The school is a beautiful space. Beauty that goes beyond the trees and the other small creatures that live in it. I see this beauty reflected in the conversations I have with my colleagues, in the disagreements and discussions, in the many experiences in school that help me understand my own responses to people and situations. I say this because I have felt it helps me appreciate others, to accept different ideas and opinions, to question and observe in the realm of relationship. I see the same in my interactions with students while trying to understand something, be it in the class or outside, when we come upon an idea or a thought and learn to examine it, understand it, together.
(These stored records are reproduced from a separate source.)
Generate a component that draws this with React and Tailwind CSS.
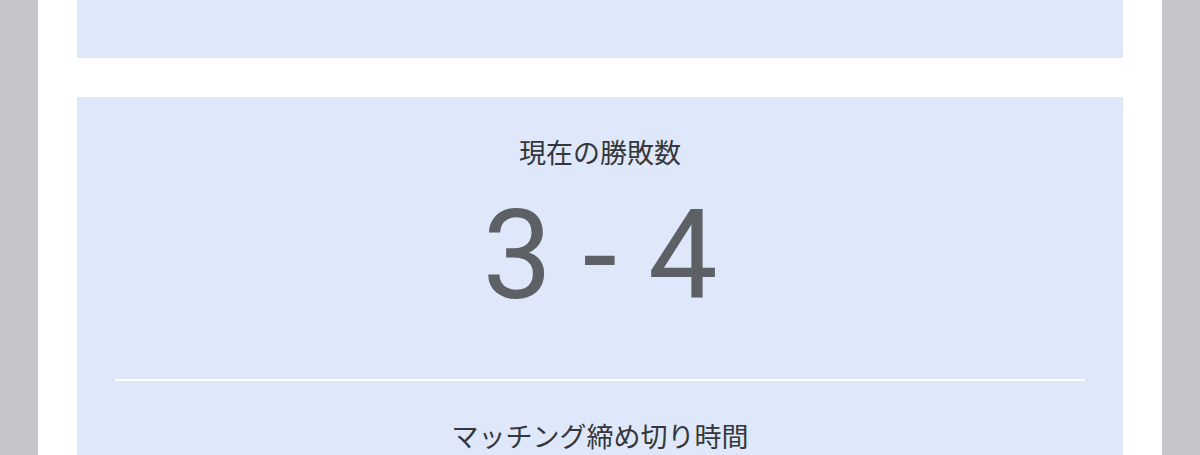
export default function App() {
  return (
    <div className="min-h-screen bg-[#c3c5ca] font-['Roboto','Noto_Sans_CJK_JP',sans-serif]">
      <div className="mx-[38px] min-h-[455px] bg-white px-[39px]">
        {/* tail of the panel above */}
        <div className="h-[58px] bg-[#dee8fa]" />

        <section className="mt-[39px] bg-[#dee8fa] px-[38px] pt-[35px] pb-10 text-center">
          <h2 className="text-[27px] leading-[40px] text-[#35373b] font-['Noto_Sans_CJK_JP',sans-serif]">
            現在の勝敗数
          </h2>
          <div className="mt-[22px] text-[124px] leading-none text-[#5d6166] font-['Roboto',sans-serif]">
            3 - 4
          </div>
          <hr className="mt-[61px] border-0 h-[2px] bg-white" />
          <h2 className="mt-[35px] text-[27px] leading-[40px] text-[#35373b] font-['Noto_Sans_CJK_JP',sans-serif]">
            マッチング締め切り時間
          </h2>
        </section>
      </div>
    </div>
  )
}
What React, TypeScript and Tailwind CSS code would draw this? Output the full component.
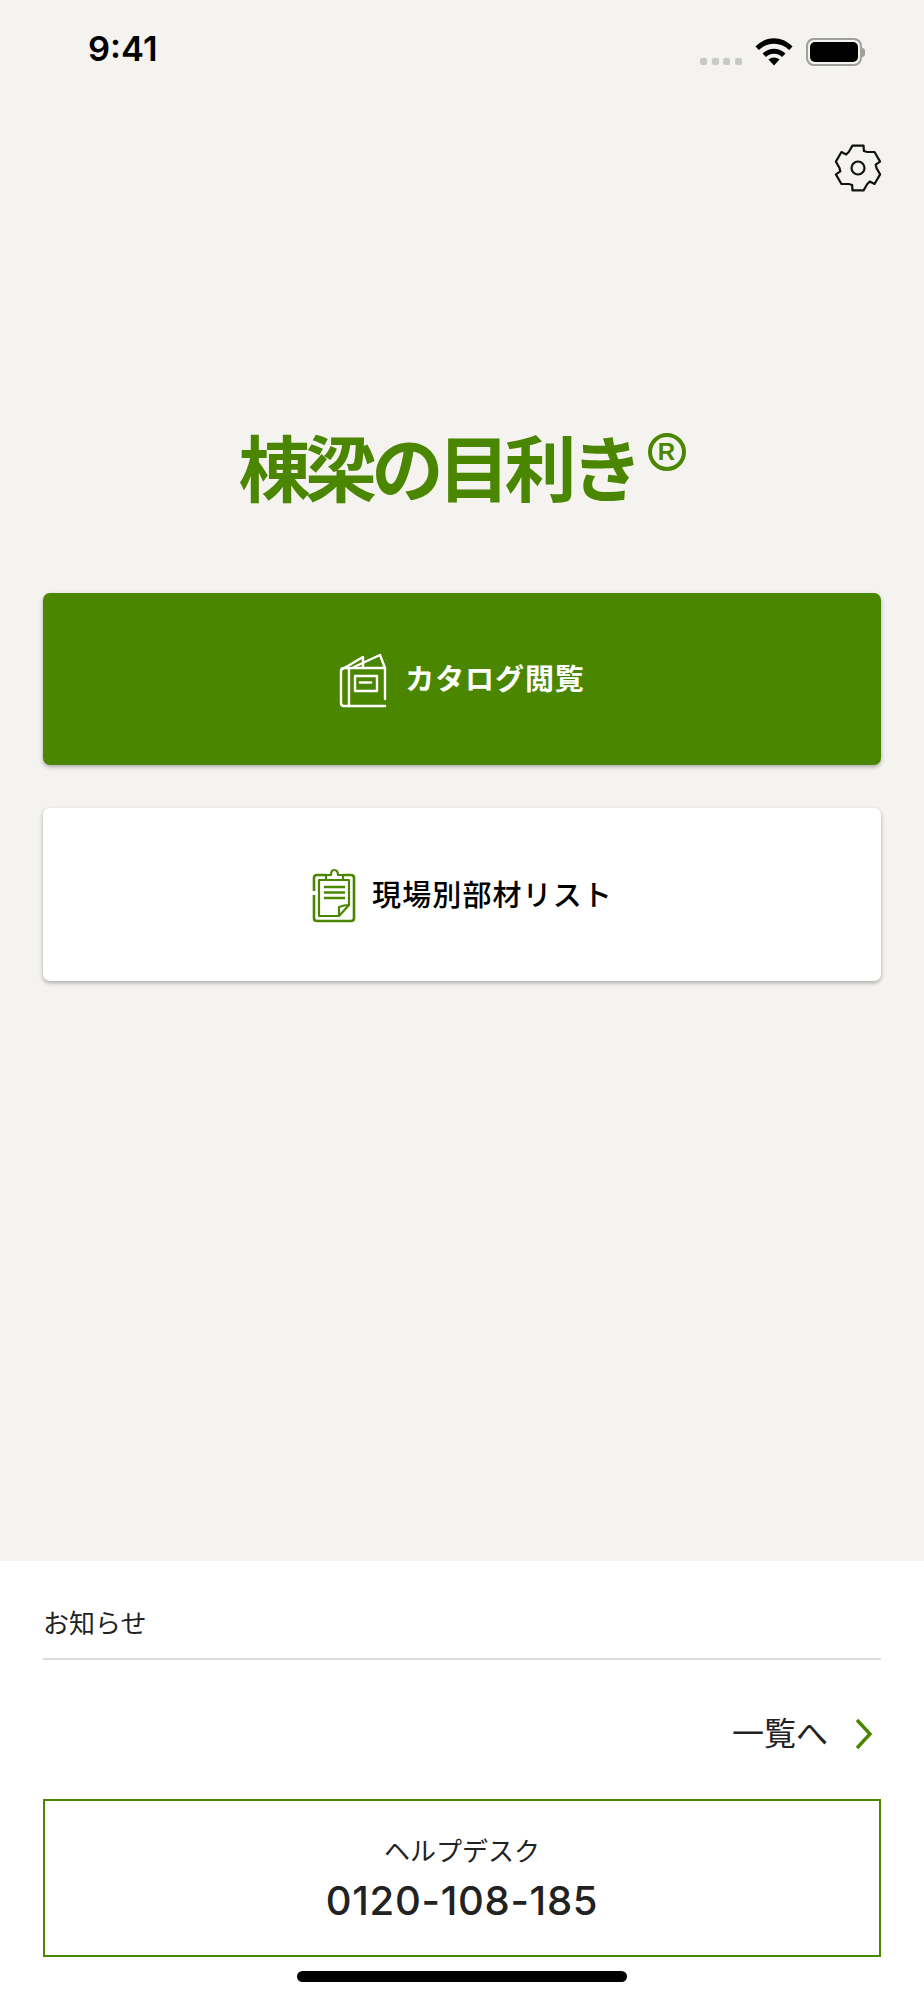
const JP = { fontFamily: '"Noto Sans CJK JP", sans-serif' };

function gearPath() {
  const pts: string[] = [];
  for (let i = 0; i < 6; i++) {
    const c = -90 + i * 60;
    const at = (deg: number, r: number) => {
      const a = ((c + deg) * Math.PI) / 180;
      return `${(33 + r * Math.cos(a)).toFixed(2)} ${(33 + r * Math.sin(a)).toFixed(2)}`;
    };
    pts.push(at(-14, 23), at(14, 23), at(19, 18), at(30, 18.5));
  }
  return `M${pts.join(' L')} Z`;
}

function Gear() {
  return (
    <svg width="66" height="66" viewBox="0 0 66 66" fill="none" stroke="#111" strokeWidth="2.2" strokeLinejoin="round">
      <path d={gearPath()} />
      <circle cx="33" cy="33" r="6.5" />
    </svg>
  );
}

function Wifi() {
  return (
    <svg width="38" height="28" viewBox="0 0 38 28" fill="#000">
      <path d="M0.5 8.5 C11 -2.5 27 -2.5 37.5 8.5 L34.2 12 C25.5 3.5 12.5 3.5 3.8 12 Z" />
      <path d="M7.5 15.5 C14 9 24 9 30.5 15.5 L27 19 C22.5 14.8 15.5 14.8 11 19 Z" />
      <path d="M13.5 21.5 C16.5 18.7 21.5 18.7 24.5 21.5 L19 27.5 Z" />
    </svg>
  );
}

function BookIcon() {
  return (
    <svg width="66" height="66" viewBox="0 0 66 66" fill="none" stroke="#fff" strokeWidth="2.4" strokeLinejoin="round" strokeLinecap="round">
      <path d="M55 60 H14 C12 60 11 59 11 57 V25 C11 23 12 22 14 22 H55 V53" />
      <path d="M19 22 V60" />
      <path d="M11 24 L33 11 L33 21" />
      <path d="M24 21 L50 9 L55 22" />
      <rect x="25" y="30" width="22" height="15" />
      <path d="M30 36.5 H41" />
    </svg>
  );
}

function ClipIcon() {
  return (
    <svg width="66" height="66" viewBox="0 0 66 66" fill="none" stroke="#4b8600" strokeWidth="2.2" strokeLinejoin="round">
      <path d="M24 13 H15 C13 13 12 14 12 16 V29 M12 33 V56 C12 58 13 59 15 59 H49 C51 59 52 58 52 56 V16 C52 14 51 13 49 13 H41" strokeWidth="2.6" />
      <path d="M24 13 H29 C29 9 30 8 32 8 C34 8 36 9 36 13 H41 V18 H24 Z" />
      <path d="M17 18 H24 M41 18 H47 V43 L37 54 H17 V18 Z" />
      <path d="M37 54 L37 45 C42 43 44 43 47 43" />
      <path d="M22 25 H43 M22 30.5 H43 M22 36 H43" strokeWidth="2.4" />
    </svg>
  );
}

export default function App() {
  return (
    <div className="relative flex h-[2000px] w-[924px] flex-col overflow-hidden bg-[#f4f3ef]" style={JP}>
      <div className="flex h-[135px] shrink-0 items-start justify-between pl-[88px] pr-[59px] pt-[26px]">
        <span className="text-[34.5px] font-semibold leading-[46px] text-black" style={{ fontFamily: 'Inter, sans-serif' }}>9:41</span>
        <div className="flex h-[40px] items-end pt-[12px]">
          <div className="mb-[1px] flex gap-[4.6px]">
            <span className="h-[7px] w-[7px] rounded-[2px] bg-[#c8c8c4]" />
            <span className="h-[7px] w-[7px] rounded-[2px] bg-[#c8c8c4]" />
            <span className="h-[7px] w-[7px] rounded-[2px] bg-[#c8c8c4]" />
            <span className="h-[7px] w-[7px] rounded-[2px] bg-[#c8c8c4]" />
          </div>
          <div className="ml-[13px]"><Wifi /></div>
          <div className="ml-[13px] flex items-center">
            <div className="h-[28px] w-[56px] rounded-[8px] border-2 border-[#a0a09a] p-[2px]">
              <div className="h-full w-full rounded-[5px] bg-black" />
            </div>
            <div className="h-[9px] w-[3px] rounded-r-[3px] bg-[#a0a09a]" />
          </div>
        </div>
      </div>

      <div className="flex h-[66px] shrink-0 justify-end pr-[33px]"><Gear /></div>

      <div className="mt-[214px] flex h-[100px] shrink-0 items-center justify-center">
        <div className="relative flex items-center pr-[48px]">
          <span className="whitespace-nowrap text-[72px] font-bold leading-[100px] tracking-[-5.5px] text-[#4b8600]">棟梁の目利き</span>
          <span className="absolute right-0 top-[18px] flex h-[38px] w-[38px] items-center justify-center rounded-full border-[4px] border-[#4b8600] text-[24px] font-bold leading-none text-[#4b8600]" style={{ fontFamily: '"Liberation Sans", sans-serif' }}>R</span>
        </div>
      </div>

      <div className="mt-[78px] flex h-[172px] shrink-0 flex-col px-[43px]">
        <div className="flex h-full items-center justify-center rounded-[7px] bg-[#4b8600] pr-[9px] shadow-[0_2px_4px_rgba(0,0,0,0.3)]">
          <BookIcon />
          <span className="mb-[2px] ml-[9px] text-[29px] font-bold tracking-[0.9px] text-white">カタログ閲覧</span>
        </div>
      </div>

      <div className="mt-[43px] flex h-[173px] shrink-0 flex-col px-[43px]">
        <div className="flex h-full items-center justify-center rounded-[7px] bg-white pr-[9px] shadow-[0_2px_4px_rgba(0,0,0,0.3)]">
          <ClipIcon />
          <span className="mb-[2px] ml-[4px] text-[29px] font-medium tracking-[1.1px] text-black">現場別部材リスト</span>
        </div>
      </div>

      <div className="mt-auto flex h-[439px] shrink-0 flex-col bg-white px-[43px]">
        <div className="flex h-[99px] shrink-0 items-end border-b-2 border-[#dddddd] pb-[18px]">
          <span className="text-[26px] leading-[36px] text-[#222]">お知らせ</span>
        </div>
        <div className="flex h-[94px] shrink-0 items-end justify-end pr-[7px]">
          <span className="text-[32px] leading-[46px] text-[#222]">一覧へ</span>
          <svg className="mb-[3px] ml-[26px]" width="20" height="34" viewBox="0 0 20 34" fill="none" stroke="#4b8600" strokeWidth="3.4">
            <path d="M3 3 L16 17 L3 31" />
          </svg>
        </div>
        <div className="mt-[45px] flex h-[158px] shrink-0 flex-col items-center border-2 border-[#4b8600]">
          <span className="mt-[31px] text-[26px] leading-[36px] text-[#222]">ヘルプデスク</span>
          <span className="mt-[8px] text-[40px] font-medium leading-[50px] tracking-[0.7px] text-[#222]" style={{ fontFamily: 'Inter, sans-serif' }}>0120-108-185</span>
        </div>
        <div className="mt-[14px] h-[11px] w-[330px] shrink-0 self-center rounded-full bg-black" />
      </div>
    </div>
  );
}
Affection and respect seem to be the qualities that are essential to help build this ‘beautiful’ relationship between teachers or between teachers and students.
In my journey as a teacher in the school, I have often wondered, is it the natural beauty of the school campus, or the intangible beauty of its space that makes the school what it is? What gives the school its character? Perhaps it’s a combination of the two, for without one the other would hold no meaning. And if that be true, how can we nurture these two aspects of beauty to create vibrant and meaningful learning spaces in our schools?